Shaw: The 1981 split season still speaks to us

From Devin Shaw at The Hardball Times on May 4, 2016, with mention of SABR member Jeff Katz:

There are numerous approaches to writing about baseball. There are books that aim to analyze the game, from sabermetrically oriented approaches that explain the relationship between statistics, performance and value to new histories of race and integration in the game or baseball and labor. Then there are baseball narratives, from team histories and player biographies to single-season or multiple-season narratives. The problem remains though, that for each writer success with one style or approach does not guarantee success in the other.

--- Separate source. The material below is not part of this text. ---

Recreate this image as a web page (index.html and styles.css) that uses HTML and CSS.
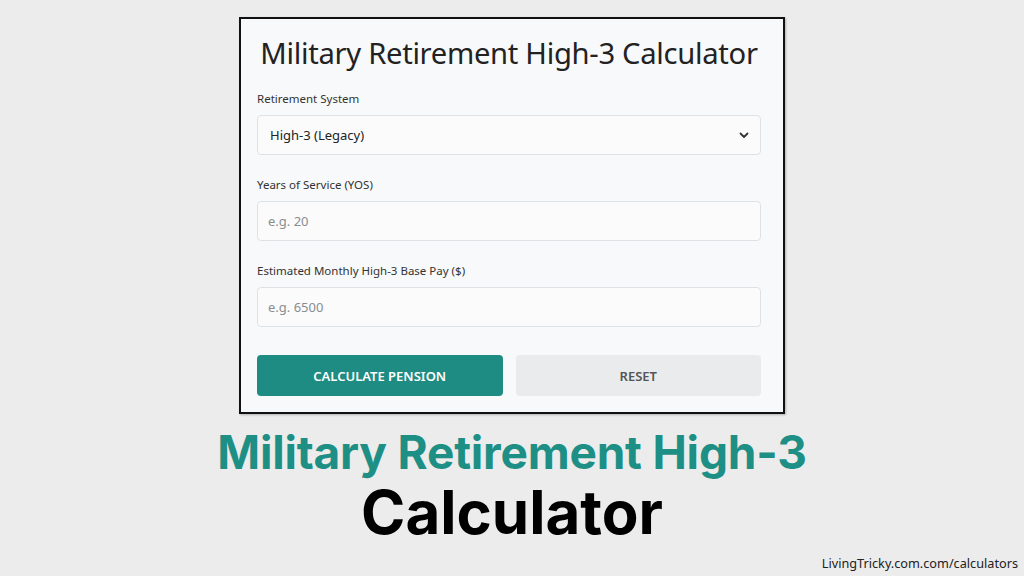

That said, the success and brilliance of Split Season: 1981, published last year, lies in Jeff Katz’s ability to combine the on-field action of the strike-shortened 1981 season with the labor struggle between players and the owners.

Fernandomania, the Bronx Zoo, and the Strike that Saved Baseball deftly interweaves the fraying negotiations between players and owners off the field and the on-field exploits of such players as Fernando Valenzuela, Rickey Henderson and Len Barker. When the season finally grinds to a halt, he follows the efforts not only of Marvin Miller, the executive director of the Major League Baseball Players Association, but of player representatives Doug DeCinces, Mark Belanger, Steve Rogers and Bob Boone. When play returns he follows the four through the end of the season and beyond.